### EXERCISE MATERIAL:
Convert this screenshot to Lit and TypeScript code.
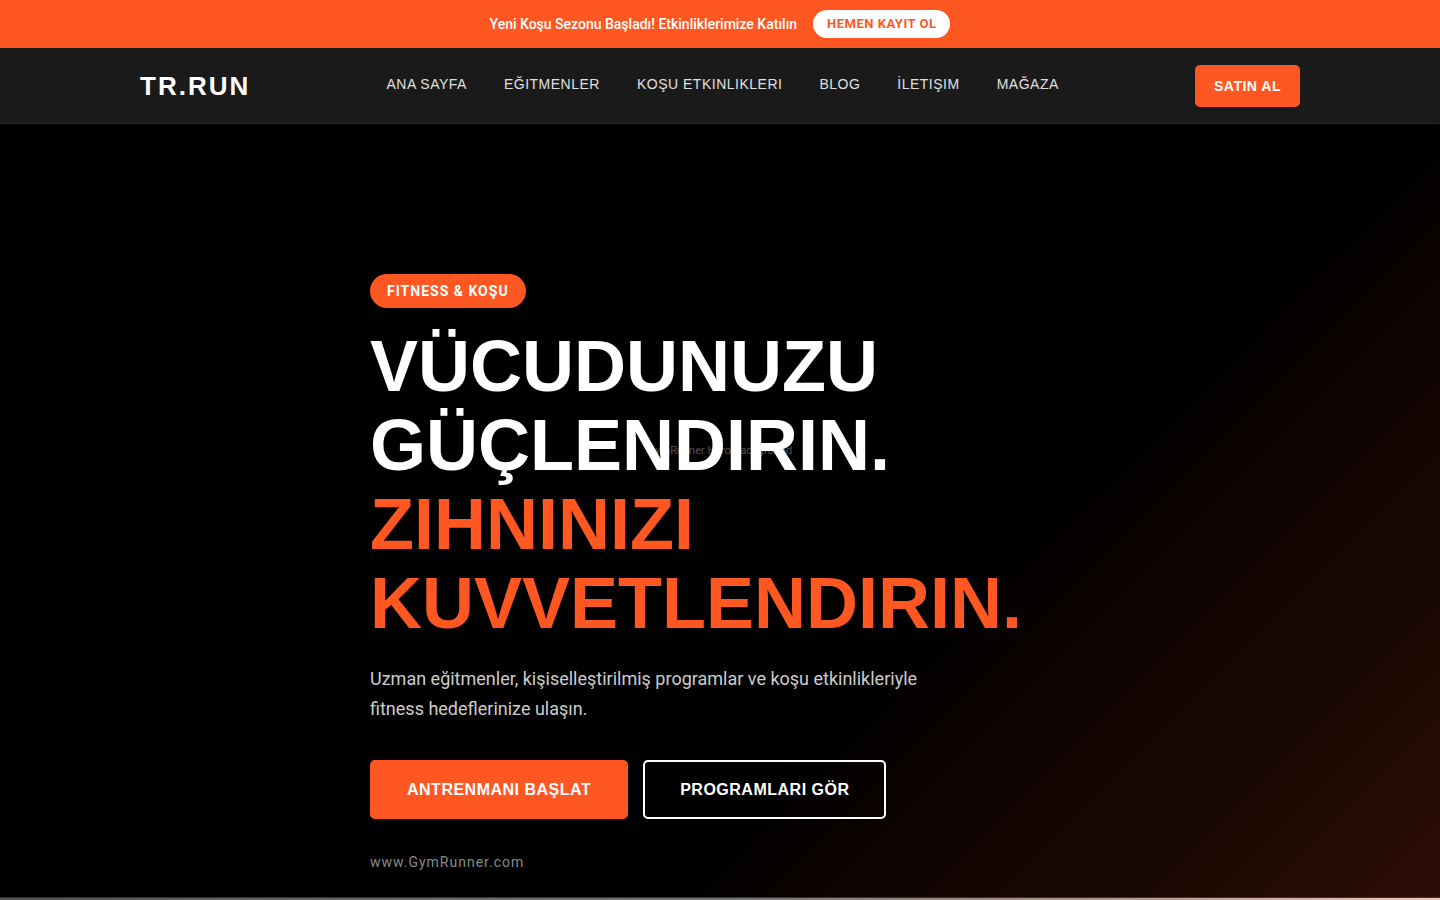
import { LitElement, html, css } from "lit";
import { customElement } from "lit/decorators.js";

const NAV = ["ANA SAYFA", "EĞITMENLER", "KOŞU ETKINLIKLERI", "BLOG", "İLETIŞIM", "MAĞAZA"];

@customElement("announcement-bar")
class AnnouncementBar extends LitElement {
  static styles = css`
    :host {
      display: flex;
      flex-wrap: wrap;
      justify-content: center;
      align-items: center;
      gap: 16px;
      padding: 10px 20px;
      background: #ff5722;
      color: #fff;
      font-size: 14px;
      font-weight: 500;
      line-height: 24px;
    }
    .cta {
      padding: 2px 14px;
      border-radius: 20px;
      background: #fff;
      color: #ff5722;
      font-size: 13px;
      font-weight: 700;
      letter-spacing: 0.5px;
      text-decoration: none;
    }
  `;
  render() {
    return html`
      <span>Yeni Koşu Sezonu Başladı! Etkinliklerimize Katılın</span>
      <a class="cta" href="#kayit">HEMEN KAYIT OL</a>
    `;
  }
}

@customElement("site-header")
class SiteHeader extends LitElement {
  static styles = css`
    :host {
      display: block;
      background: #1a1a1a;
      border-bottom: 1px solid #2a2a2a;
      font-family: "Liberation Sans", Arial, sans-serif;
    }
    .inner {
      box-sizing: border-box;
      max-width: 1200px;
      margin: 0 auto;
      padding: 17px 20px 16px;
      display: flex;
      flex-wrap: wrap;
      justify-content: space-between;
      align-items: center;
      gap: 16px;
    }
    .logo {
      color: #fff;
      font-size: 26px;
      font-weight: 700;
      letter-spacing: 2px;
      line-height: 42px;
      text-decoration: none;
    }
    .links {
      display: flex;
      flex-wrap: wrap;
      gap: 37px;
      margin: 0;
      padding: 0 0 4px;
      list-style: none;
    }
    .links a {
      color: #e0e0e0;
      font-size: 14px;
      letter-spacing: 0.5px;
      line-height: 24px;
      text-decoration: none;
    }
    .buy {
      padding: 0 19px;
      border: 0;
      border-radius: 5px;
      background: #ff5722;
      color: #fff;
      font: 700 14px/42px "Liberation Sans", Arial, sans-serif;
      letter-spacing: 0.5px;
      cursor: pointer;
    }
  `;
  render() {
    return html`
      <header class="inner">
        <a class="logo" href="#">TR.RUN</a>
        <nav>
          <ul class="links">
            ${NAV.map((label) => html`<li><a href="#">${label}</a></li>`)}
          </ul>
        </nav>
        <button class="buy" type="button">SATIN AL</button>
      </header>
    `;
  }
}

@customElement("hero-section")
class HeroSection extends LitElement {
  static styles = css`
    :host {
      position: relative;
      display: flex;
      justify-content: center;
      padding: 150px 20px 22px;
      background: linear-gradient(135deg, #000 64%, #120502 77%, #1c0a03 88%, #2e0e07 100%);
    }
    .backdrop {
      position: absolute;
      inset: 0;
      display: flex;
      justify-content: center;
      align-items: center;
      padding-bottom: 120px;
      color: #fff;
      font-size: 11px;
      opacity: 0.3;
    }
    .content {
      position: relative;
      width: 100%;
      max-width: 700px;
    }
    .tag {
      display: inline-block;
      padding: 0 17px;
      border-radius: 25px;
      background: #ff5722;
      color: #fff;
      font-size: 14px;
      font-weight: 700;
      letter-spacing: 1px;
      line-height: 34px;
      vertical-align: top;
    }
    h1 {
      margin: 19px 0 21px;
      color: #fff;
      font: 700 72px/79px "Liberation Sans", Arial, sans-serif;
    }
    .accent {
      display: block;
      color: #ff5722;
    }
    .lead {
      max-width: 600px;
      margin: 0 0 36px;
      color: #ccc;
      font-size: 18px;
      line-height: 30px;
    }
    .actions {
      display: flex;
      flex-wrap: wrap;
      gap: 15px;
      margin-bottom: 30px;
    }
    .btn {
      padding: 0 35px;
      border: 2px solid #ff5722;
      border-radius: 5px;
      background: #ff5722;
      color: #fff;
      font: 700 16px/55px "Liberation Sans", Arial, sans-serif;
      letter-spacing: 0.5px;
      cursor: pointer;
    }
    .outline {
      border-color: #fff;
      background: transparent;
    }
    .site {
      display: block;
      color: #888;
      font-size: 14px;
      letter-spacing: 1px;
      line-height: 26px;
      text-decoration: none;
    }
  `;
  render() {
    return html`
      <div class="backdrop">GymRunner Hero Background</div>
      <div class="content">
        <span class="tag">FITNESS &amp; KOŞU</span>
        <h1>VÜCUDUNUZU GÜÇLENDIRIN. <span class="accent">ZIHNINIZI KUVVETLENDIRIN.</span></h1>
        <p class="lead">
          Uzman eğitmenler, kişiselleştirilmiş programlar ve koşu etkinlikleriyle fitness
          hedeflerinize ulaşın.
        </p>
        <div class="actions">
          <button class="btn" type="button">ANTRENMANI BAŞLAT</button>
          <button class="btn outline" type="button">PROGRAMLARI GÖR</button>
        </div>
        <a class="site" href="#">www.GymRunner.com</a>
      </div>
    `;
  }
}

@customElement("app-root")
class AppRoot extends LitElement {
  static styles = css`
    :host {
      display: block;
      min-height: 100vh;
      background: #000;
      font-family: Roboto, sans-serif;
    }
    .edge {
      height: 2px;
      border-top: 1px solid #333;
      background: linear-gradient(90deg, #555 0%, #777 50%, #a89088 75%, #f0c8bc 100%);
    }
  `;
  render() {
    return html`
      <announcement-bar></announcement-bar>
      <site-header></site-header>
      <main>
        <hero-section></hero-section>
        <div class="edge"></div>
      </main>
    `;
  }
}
---
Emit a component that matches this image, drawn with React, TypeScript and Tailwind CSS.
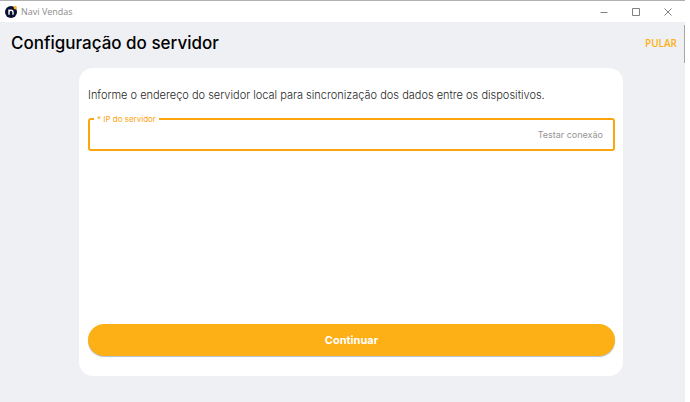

### WORK TO COMPLETE:
Filter the records down to the lines that contain the string "this", and copy those lines.

### REPLY:
Convert this screenshot to Lit and TypeScript code.
Emit a component that matches this image, drawn with React, TypeScript and Tailwind CSS.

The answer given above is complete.